In-between planes

Isabella Cammarata
August 8, 2019

Sitting at the airport, ready to depart to Sydney, Australia, where I will be studying abroad for the next four months…I watch one of the great films of many that Audrey Hepburn acted in called Love in The Afternoon. In the film, our lovely icon meets a man who tells her he finds it best if people meet between planes. He thinks the concept of constantly having to leave creates a perfect space for people to meet. He says the time between planes is short and sweet and without complication, and it provides a nice sense of closure. He finds it comforting when people and places are absorbed in contained, clear amounts where they don’t spill into the next adventure or thoughts going forward in life. I used to think this way to a degree as well, but now as I sit here ready to embark to my next adventure in Australia, I can say my thoughts have changed.

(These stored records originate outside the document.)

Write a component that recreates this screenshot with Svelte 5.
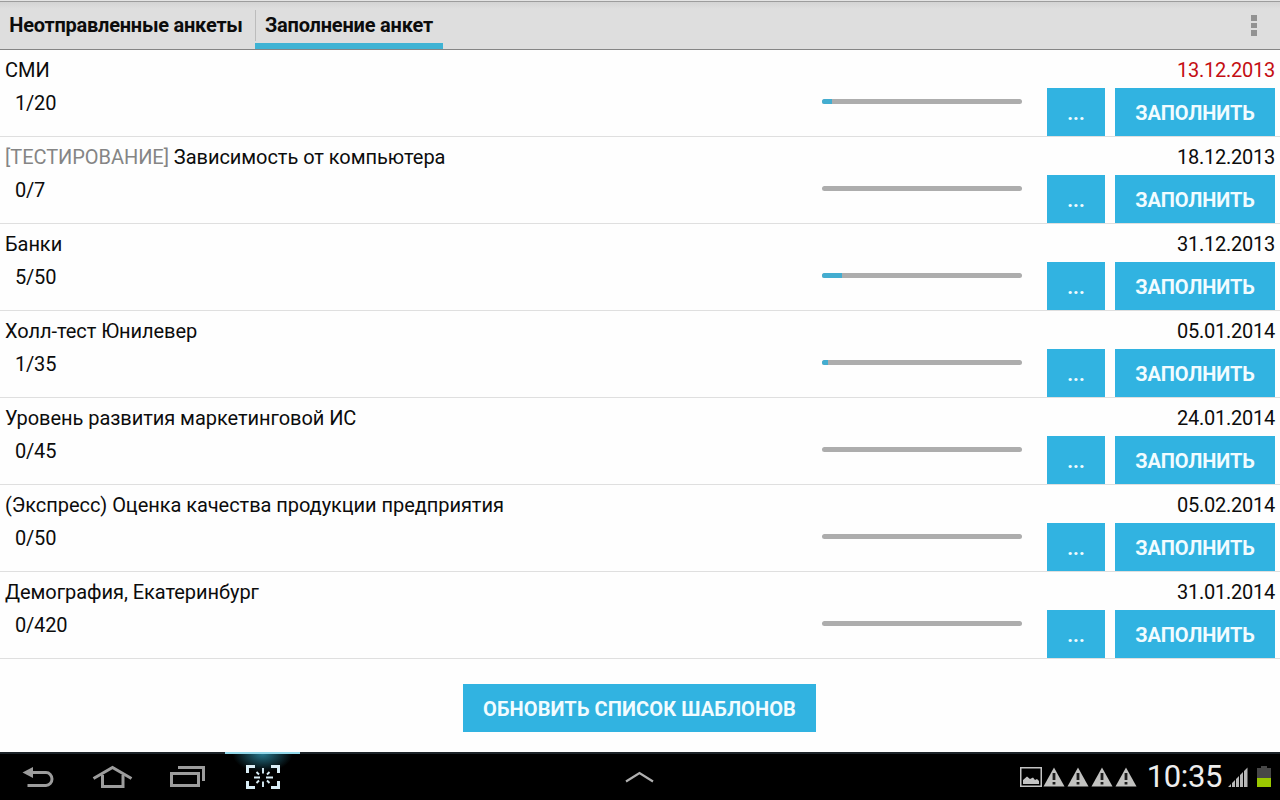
<script lang="ts">
	interface Survey {
		title: string;
		tag?: string;
		done: number;
		total: number;
		date: string;
		overdue?: boolean;
	}

	const tabs = ['Неотправленные анкеты', 'Заполнение анкет'];
	let activeTab = $state(1);

	const surveys: Survey[] = [
		{ title: 'СМИ', done: 1, total: 20, date: '13.12.2013', overdue: true },
		{ tag: '[ТЕСТИРОВАНИЕ]', title: 'Зависимость от компьютера', done: 0, total: 7, date: '18.12.2013' },
		{ title: 'Банки', done: 5, total: 50, date: '31.12.2013' },
		{ title: 'Холл-тест Юнилевер', done: 1, total: 35, date: '05.01.2014' },
		{ title: 'Уровень развития маркетинговой ИС', done: 0, total: 45, date: '24.01.2014' },
		{ title: '(Экспресс) Оценка качества продукции предприятия', done: 0, total: 50, date: '05.02.2014' },
		{ title: 'Демография, Екатеринбург', done: 0, total: 420, date: '31.01.2014' }
	];

	const warnings = [0, 1, 2, 3];
</script>

<div class="screen">
	<header class="action-bar">
		<div class="tabs">
			{#each tabs as tab, i}
				<button type="button" class="tab" class:active={activeTab === i} onclick={() => (activeTab = i)}>
					{tab}
				</button>
			{/each}
		</div>
		<button type="button" class="overflow" aria-label="Меню">
			<i></i><i></i><i></i>
		</button>
	</header>

	<main>
		<ul class="surveys">
			{#each surveys as survey}
				<li class="survey">
					<div class="info">
						<div class="title">
							{#if survey.tag}<span class="tag">{survey.tag}</span>{' '}{/if}{survey.title}
						</div>
						<div class="count">{survey.done}/{survey.total}</div>
					</div>
					<div class="progress">
						<div class="fill" style="width: {(survey.done / survey.total) * 100}%"></div>
					</div>
					<div class="side">
						<div class="date" class:overdue={survey.overdue}>{survey.date}</div>
						<div class="actions">
							<button type="button" class="btn more">...</button>
							<button type="button" class="btn fill-in">ЗАПОЛНИТЬ</button>
						</div>
					</div>
				</li>
			{/each}
		</ul>
		<button type="button" class="btn refresh">ОБНОВИТЬ СПИСОК ШАБЛОНОВ</button>
	</main>

	<footer class="system-bar">
		<nav class="nav">
			<button type="button" class="nav-key" aria-label="Назад">
				<svg width="36" height="28" viewBox="0 0 36 28">
					<path d="M9 8.500H26a6 6.500 0 0 1 0 13H7.500" fill="none" stroke="#9c9c9c" stroke-width="3" />
					<path d="M2.500 8.500L13 3V14Z" fill="#9c9c9c" />
				</svg>
			</button>
			<button type="button" class="nav-key" aria-label="Домой">
				<svg width="42" height="28" viewBox="0 0 42 28" fill="none" stroke="#9c9c9c" stroke-width="3">
					<path d="M1.500 14.500L20.500 3.500L39.500 14.500" />
					<path d="M10.500 11V22.500H31V11" />
				</svg>
			</button>
			<button type="button" class="nav-key" aria-label="Недавние">
				<svg width="38" height="28" viewBox="0 0 38 28" fill="none" stroke="#9c9c9c" stroke-width="3">
					<path d="M9 3.500H34.500V17" />
					<path d="M2.500 9.500H29.500V21.500H2.500Z" />
				</svg>
			</button>
			<button type="button" class="nav-key lit" aria-label="Снимок экрана">
				<svg width="34" height="28" viewBox="0 0 34 28" fill="none" stroke="#d9edf6">
					<path d="M1.500 9V2.500H9M25 2.500H32.500V9M32.500 17V23.500H25M9 23.500H1.500V17" stroke-width="3" />
					<path
						d="M17 4V9.500M17 17.500V23M8 13.500H14M20 13.500H27M10.500 8L13 10.500M23.500 8L21 10.500M10.500 19L13 16.500M23.500 19L21 16.500"
						stroke-width="1.900"
					/>
				</svg>
			</button>
		</nav>

		<svg class="chevron" width="32" height="16" viewBox="0 0 32 16">
			<path d="M2 12.500L15.500 4L29 12.500" fill="none" stroke="#b0b0b0" stroke-width="2.200" />
		</svg>

		<div class="status">
			<svg width="22" height="20" viewBox="0 0 22 20">
				<path d="M.75.75H21.250V19.250H.75Z" fill="none" stroke="#c4c4c4" stroke-width="1.500" />
				<path d="M3 17V13L7 9.500L10 12L13 10.500L15 13L17 12L19 14V17Z" fill="#c4c4c4" />
			</svg>
			<div class="warnings">
				{#each warnings as w (w)}
					<svg width="24" height="20" viewBox="0 0 24 20">
						<path d="M12 .5L22.500 19.500H1.500Z" fill="#c2c2c0" />
						<path d="M12 6V13M12 15V17.500" stroke="#1c1c1c" stroke-width="2.800" />
					</svg>
				{/each}
			</div>
			<span class="clock">10:35</span>
			<svg class="signal" width="20" height="20" viewBox="0 0 20 20">
				<path d="M0 20L3 17V20ZM4 20V16L7 13V20ZM8 20V12L11 9V20ZM12 20V8L15 5V20ZM16 20V4L19.500 .5V20Z" fill="#b8b8b8" />
			</svg>
			<svg width="14" height="22" viewBox="0 0 14 22">
				<path d="M4 0H10V2H14V12H0V2H4Z" fill="#474747" />
				<path d="M0 12H14V21H0Z" fill="#9ac800" />
			</svg>
		</div>
	</footer>
</div>

<style>
	:global(body) {
		margin: 0;
		background: #fff;
	}

	.screen {
		display: flex;
		flex-direction: column;
		width: 1280px;
		height: 800px;
		overflow: hidden;
		background: #fefefe;
		color: #0c0c0c;
		font-family: Roboto, 'Noto Sans', sans-serif;
		font-size: 20px;
	}

	button {
		margin: 0;
		padding: 0;
		border: none;
		background: none;
		color: inherit;
		font: inherit;
	}

	.action-bar {
		display: flex;
		justify-content: space-between;
		box-sizing: border-box;
		height: 50px;
		border-top: 1px solid #e4e4e4;
		border-bottom: 1px solid #858585;
		background: linear-gradient(#9d9d9d 1px, #d4d4d4 1px, #dedede 8px);
	}

	.tabs {
		display: flex;
	}

	.tab {
		box-sizing: border-box;
		width: 188px;
		border-bottom: 0 solid #3fb3d4;
		font-weight: 700;
		letter-spacing: -0.2px;
		white-space: nowrap;
	}

	.tab:first-child {
		width: 256px;
		margin-right: -1px;
		padding-right: 4px;
		background: linear-gradient(#bcbcbc, #bcbcbc) right 9px / 1px 31px no-repeat;
		letter-spacing: -0.24px;
	}

	.tab.active {
		padding-top: 6px;
		border-bottom-width: 6px;
	}

	.overflow {
		display: flex;
		flex-direction: column;
		align-items: center;
		gap: 2px;
		width: 52px;
		padding-top: 14px;
	}

	.overflow i {
		width: 6px;
		height: 5.5px;
		background: #929292;
	}

	main {
		display: flex;
		flex: 1;
		flex-direction: column;
		align-items: center;
	}

	.surveys {
		width: 100%;
		margin: 0;
		padding: 0;
		list-style: none;
	}

	.survey {
		display: flex;
		box-sizing: border-box;
		height: 87px;
		padding: 0 5px;
		border-bottom: 1px solid #dfdfdf;
	}

	.info {
		flex: 1;
		line-height: 33px;
		padding-top: 4px;
	}

	.title {
		letter-spacing: -0.05px;
	}

	.tag {
		color: #858585;
	}

	.count {
		padding-left: 10px;
		letter-spacing: -0.2px;
	}

	.progress {
		width: 200px;
		height: 5px;
		margin: 49px 25px 0 0;
		border-radius: 3px;
		background: #adadad;
		overflow: hidden;
	}

	.fill {
		height: 100%;
		background: #43add0;
	}

	.side {
		display: flex;
		flex-direction: column;
		width: 228px;
	}

	.date {
		height: 38px;
		line-height: 41px;
		letter-spacing: -0.25px;
		text-align: right;
	}

	.date.overdue {
		color: #c40d12;
	}

	.actions {
		display: flex;
		gap: 10px;
	}

	.btn {
		height: 48px;
		padding-top: 2px;
		background: #31b3e1;
		color: #f1fcff;
		font-weight: 700;
	}

	.more {
		width: 58px;
	}

	.fill-in {
		width: 160px;
		letter-spacing: -0.1px;
	}

	.refresh {
		width: 353px;
		margin: 25px 1px 0 0;
		letter-spacing: 0.1px;
	}

	.system-bar {
		display: grid;
		grid-template-columns: 1fr auto 1fr;
		align-items: center;
		box-sizing: border-box;
		height: 48px;
		border-top: 2px solid #1c2328;
		background: #000;
	}

	.nav {
		display: flex;
		align-self: start;
		margin-top: -2px;
	}

	.nav-key {
		display: flex;
		align-items: center;
		justify-content: center;
		box-sizing: border-box;
		width: 75px;
		height: 48px;
		padding-top: 3px;
	}

	.nav-key.lit {
		border-top: 2px solid #8fd6e8;
		padding-top: 1px;
		background: radial-gradient(ellipse 30px 18px at 50% 0, #26758a, transparent);
	}

	.status {
		display: flex;
		align-items: center;
		justify-content: flex-end;
		padding-right: 9px;
	}

	.warnings {
		display: flex;
	}

	.clock {
		margin: 0 6px 0 9px;
		color: #ededed;
		font-size: 31px;
		letter-spacing: -0.4px;
		line-height: 46px;
	}

	.signal {
		margin-right: 9px;
	}
</style>
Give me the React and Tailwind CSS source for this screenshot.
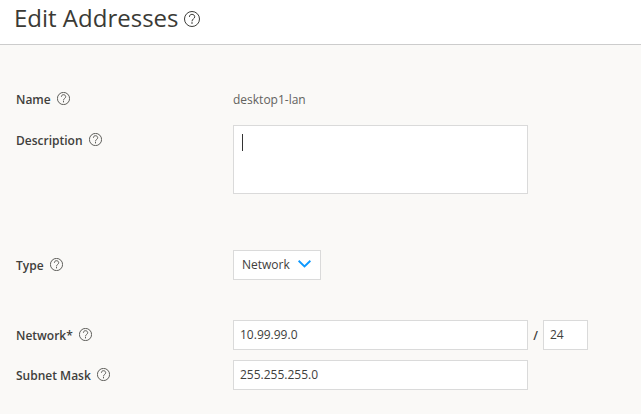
function HelpIcon({ className }) {
  return (
    <svg viewBox="0 0 13 13" fill="none" stroke="#3a3a36" strokeWidth="0.8" className={`shrink-0 ${className}`}>
      <circle cx="6.5" cy="6.5" r="6.1" />
      <path d="M4.4 4.8C4.4 3.4 5.3 2.7 6.5 2.7s2.2.8 2.2 2c0 1.7-2.2 1.7-2.2 3.7" />
      <path strokeWidth="1" d="M6.5 9.2v1.1" />
    </svg>
  );
}

function Row({ label, className, children }) {
  return (
    <div className={`flex items-start ${className}`}>
      <div className="flex h-[30px] w-[217px] shrink-0 items-center gap-1.5 font-semibold">
        <span className="mt-0.5 whitespace-nowrap">{label}</span>
        <HelpIcon className="mb-px size-[13px]" />
      </div>
      {children}
    </div>
  );
}

export default function App() {
  return (
    <div className="h-[414px] w-[641px] overflow-hidden bg-[#faf9f7] font-['Open_Sans',sans-serif] text-[12px] leading-4 text-[#40403c]">
      <header className="flex h-[45px] items-start gap-1.5 border-b border-[#cccccc] bg-white pl-3.5">
        <h1 className="mt-0.5 text-[24px] leading-8 font-normal text-[#3a3a35]">Edit Addresses</h1>
        <HelpIcon className="mt-[11px] size-4" />
      </header>
      <main className="flex flex-col pt-[39px] pl-4">
        <Row label="Name" className="h-[41px]">
          <span className="mt-2 text-[#62625e]">desktop1-lan</span>
        </Row>
        <Row label="Description" className="h-[125px]">
          <div className="h-[69px] w-[295px] border border-[#dadada] bg-white pt-2 pl-2">
            <div className="h-[17px] w-px bg-[#333333]" />
          </div>
        </Row>
        <Row label="Type" className="h-[70px]">
          <button className="flex h-[30px] w-[88px] items-center gap-2 border border-[#dadada] bg-white pl-2">
            <span>Network</span>
            <svg viewBox="0 0 13 8" fill="none" stroke="#0c98ff" strokeWidth="1.9" className="mb-0.5 h-2 w-[13px]">
              <path d="M.6.8 6.5 6.5 12.4.8" />
            </svg>
          </button>
        </Row>
        <Row label="Network*" className="h-10">
          <div className="flex h-[30px] w-[295px] items-center border border-[#dadada] bg-white pl-1.5">10.99.99.0</div>
          <span className="mt-2 w-[15px] text-center font-semibold">/</span>
          <div className="flex h-[30px] w-[45px] items-center border border-[#dadada] bg-white pl-1.5">24</div>
        </Row>
        <Row label="Subnet Mask" className="h-[30px]">
          <div className="flex h-[30px] w-[295px] items-center border border-[#dadada] bg-white pl-1.5">255.255.255.0</div>
        </Row>
      </main>
    </div>
  );
}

I have just been living in London for the past few months through another study abroad program called FIE. Although I struggled with living in London at first, I ended up loving it for the people I met there and how I ended up feeling about the place in general. I feel like people and places hold a lot of similarities in my mind, actually. Sometimes I get somewhere new and I instantly feel connected to it, or sometimes it takes a while for me to get to know a place, but when I do, I really do love it. I feel the same about people: sometimes I click with a person instantly and sometimes it takes a while to feel comfortable or become a good friend with someone. I also feel that when traveling, it is heartbreaking to meet people and places, and then leave them. However, I have come to the conclusion that it is better than never meeting them at all. I feel the sadness of leaving places in the past led me to the mindset that it is easier to compartmentalize my adventures along with the people and places I meet on them. I was very much for the idea that people should meet only between planes. I think, however, this is just pure laziness; out of sight, out of mind cannot work for me anymore. Of course I am always talking to my close friends and family from home, but I need to make more of an effort to stay in touch with people I meet randomly on my travels who really connect with me.

Now as I sit ready to board my next flight, I am doing my routine I do before I leave any place. I am going through the list of all the friends I have made and contacting each individual with a special message telling them how much they mean to me, and how much I appreciate having got to meet them. Only this time, we are exchanging addresses to write actual letters to each other, and making plans to visit each other at different points in life (and really meaning it). It just feels different. I have never simply decided to not keep in contact with people I meet in different places, but very subconsciously I feel like I tend to always close a mental chapter in my life when I leave a place. That is not how people and places work, though, and it was not how they were ever meant to. Not then, not now, not ever. We live in a world where everyone tries to understand the world better by organizing it and compartmentalizing everything into little boxes and frames. This is necessary for order, and to exist as people I realize, but there must be a balance. I no longer want to compartmentalize people and places I go and meet in a chapter that reads “between planes” in my mind. I want them to come onto the next page of my diary and keep them always in the back of my mind. As I board this next plane, the space I leave behind in London is so much more than simply a point A to my next point B. When it comes to leaving Australia it will also be so much more than a point on my journey through life. People and places are things that stay long after one leaves, in a sort of snowball effect to create the person I become after rolling through life I feel. I cannot wait to see what people and places I will meet in Australia!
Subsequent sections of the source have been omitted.